Bring on the indie testosterone, then, with St Albans’ Friendly Fires. Fresh from a summer that saw the group’s post-punk derived dance-rock leave a favourable impression among many a festival goer, the band’s star certainly seems on the ascent in ‘08 with new single ‘Paris’ (reviewed next week on DiS). The crowd eat up every whack of the cowbell and vocals reminiscent of a Simon Le Bon reared on hardcore. Yet, no matter how much the band stress their love of dance, the one thing clearly evident tonight is that Friendly Fires are, for better or for worse, a pop band through and through. If accessible anthemic pop is your musical tipple of choice, then this lot are sure to please; but if you’re looking for something to challenge and push your conceptions of where guitar-inflected dance music can go, then you’d better look elsewhere.

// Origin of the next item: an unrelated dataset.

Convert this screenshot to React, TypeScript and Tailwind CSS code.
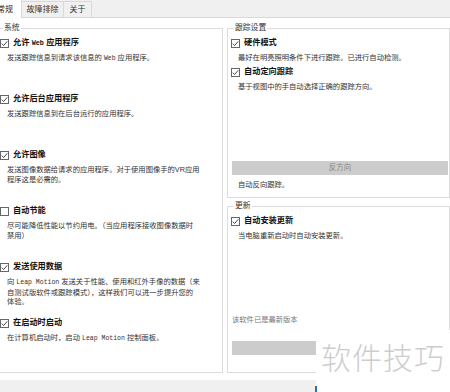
import type { ReactNode } from "react"

function Check({ checked = true }: { checked?: boolean }) {
  return (
    <svg width="9" height="9" viewBox="0 0 9 9" className="shrink-0">
      <rect x="0.5" y="0.5" width="8" height="8" fill="#fff" stroke="#666" />
      {checked && <path d="M1.8 4.6 3.6 6.5 7.3 2.3" fill="none" stroke="#333" strokeWidth="0.9" />}
    </svg>
  )
}

function Mono({ children, bold }: { children: ReactNode; bold?: boolean }) {
  return (
    <span className={bold ? "font-['Liberation_Mono',monospace] text-[6.8px] font-bold" : "font-['Liberation_Mono',monospace] text-[6.5px]"}>
      {children}
    </span>
  )
}

function Option({ title, checked = true, children, tall = true }: { title: ReactNode; checked?: boolean; children?: ReactNode; tall?: boolean }) {
  return (
    <div className={tall ? "h-[56px]" : "h-[29px]"}>
      <div className="flex h-[12px] items-center gap-[4px]">
        <Check checked={checked} />
        <span className="whitespace-nowrap text-[8.2px] font-bold text-[#111]">{title}</span>
      </div>
      <p className="mt-[4px] whitespace-nowrap pl-[7px] text-[7.3px] leading-[9.5px] text-[#333]">{children}</p>
    </div>
  )
}

function Group({ label, className, children }: { label: string; className: string; children: ReactNode }) {
  return (
    <fieldset className={"border border-[#dcdcdc] pl-[3px] " + className}>
      <legend className="ml-[3px] px-[1px] text-[7.8px] leading-[10px] text-[#333]">{label}</legend>
      {children}
    </fieldset>
  )
}

export default function App() {
  return (
    <div className="relative h-[392px] w-[450px] overflow-hidden bg-[#f0f0f0] font-['Liberation_Sans','Noto_Sans_CJK_SC',sans-serif]">
      {/* tabs */}
      <div className="flex h-[18px] items-end border-b border-[#d9d9d9]">
        <div className="-mb-px -ml-[12px] flex h-[19px] w-[34px] items-center justify-center border-x border-t border-[#d9d9d9] bg-white pt-[2px] text-[8px] text-[#222]">
          常规
        </div>
        <div className="flex h-[16px] w-[42px] items-center justify-center border-t border-r border-[#d9d9d9] pt-[1px] text-[8px] text-[#333]">
          故障排除
        </div>
        <div className="flex h-[16px] w-[28px] items-center justify-center border-t border-r border-[#d9d9d9] pt-[1px] text-[8px] text-[#333]">
          关于
        </div>
      </div>

      {/* page */}
      <div className="h-[362px] bg-white">
        <div className="-ml-[4px] flex gap-[4px]">
          <Group label="系统" className="mt-[5px] h-[350px] w-[227px]">
            <div className="pt-[4px]">
              <Option title={<>允许 <Mono bold>Web</Mono> 应用程序</>}>
                发送跟踪信息到请求该信息的 <Mono>Web</Mono> 应用程序。
              </Option>
              <Option title="允许后台应用程序">发送跟踪信息到在后台运行的应用程序。</Option>
              <Option title="允许图像">
                发送图像数据给请求的应用程序。对于使用图像手的VR应用
                <br />
                程序这是必需的。
              </Option>
              <Option title="自动节能" checked={false}>
                尽可能降低性能以节约用电。（当应用程序接收图像数据时
                <br />
                禁用）
              </Option>
              <Option title="发送使用数据">
                向 <Mono>Leap Motion</Mono> 发送关于性能、使用和红外手像的数据（来
                <br />
                自测试版软件或跟踪模式），这样我们可以进一步提升您的
                <br />
                体验。
              </Option>
              <Option title="在启动时启动">
                在计算机启动时，启动 <Mono>Leap Motion</Mono> 控制面板。
              </Option>
            </div>
          </Group>

          <div className="flex w-[223px] flex-col">
            <Group label="跟踪设置" className="mt-[5px] h-[175px] pr-[1px]">
              <div className="pt-[4px]">
                <Option title="硬件模式" tall={false}>
                  最好在明亮照明条件下进行跟踪。已进行自动检测。
                </Option>
                <Option title="自动定向跟踪" tall={false}>
                  基于视图中的手自动选择正确的跟踪方向。
                </Option>
                <div className="ml-[1px] mt-[66px] flex h-[14px] items-center justify-center bg-[#cccccc] text-[7.5px] text-[#8a8a8a]">
                  反方向
                </div>
                <p className="mt-[5px] pl-[7px] text-[7.3px] leading-[10px] text-[#333]">自动反向跟踪。</p>
              </div>
            </Group>

            <Group label="更新" className="mt-[3px] h-[172px] pr-[1px]">
              <div className="pt-[4px]">
                <Option title="自动安装更新" tall={false}>
                  当电脑重新启动时自动安装更新。
                </Option>
                <p className="mt-[71px] pl-[1px] text-[7.3px] leading-[10px] text-[#777]">该软件已是最新版本</p>
                <div className="ml-[1px] mt-[16px] h-[14px] bg-[#cccccc]" />
              </div>
            </Group>
          </div>
        </div>
      </div>

      {/* watermark */}
      <div className="absolute left-[316px] top-[330px] flex h-[62px] w-[134px] items-center justify-center bg-white pb-[6px]">
        <span className="whitespace-nowrap text-[30px] font-light tracking-[1px] text-[#cdcdcd]">软件技巧</span>
        <div className="absolute bottom-0 left-[-1px] h-[6px] w-[2px] bg-[#2f6fa6]" />
      </div>
    </div>
  )
}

And then we come to the headliners. Mystery Jets are met with a roar before launching into their increasingly polished pop. Maybe it’s their long months of touring, or maybe it’s their recent recording work alongside indie-dance king Erol Alkan, but any of the quirky sensibilities that resulted in the word ‘prog’ being affixed to the band have apparently been ironed out. New and old songs blend one into the other in a manner that, while hard to fault, rarely does much to truly engage. It’s only when the band break out older songs like ‘The Boy Who Ran Away’ that things move beyond the realm of by-the-numbers and a glimmer of brilliance peaks its head out from behind the technically accomplished curtain.
Was it truly a night of unparalleled musical excellence? Eh… not exactly, but the promised debauchery certainly made up for any shortcomings.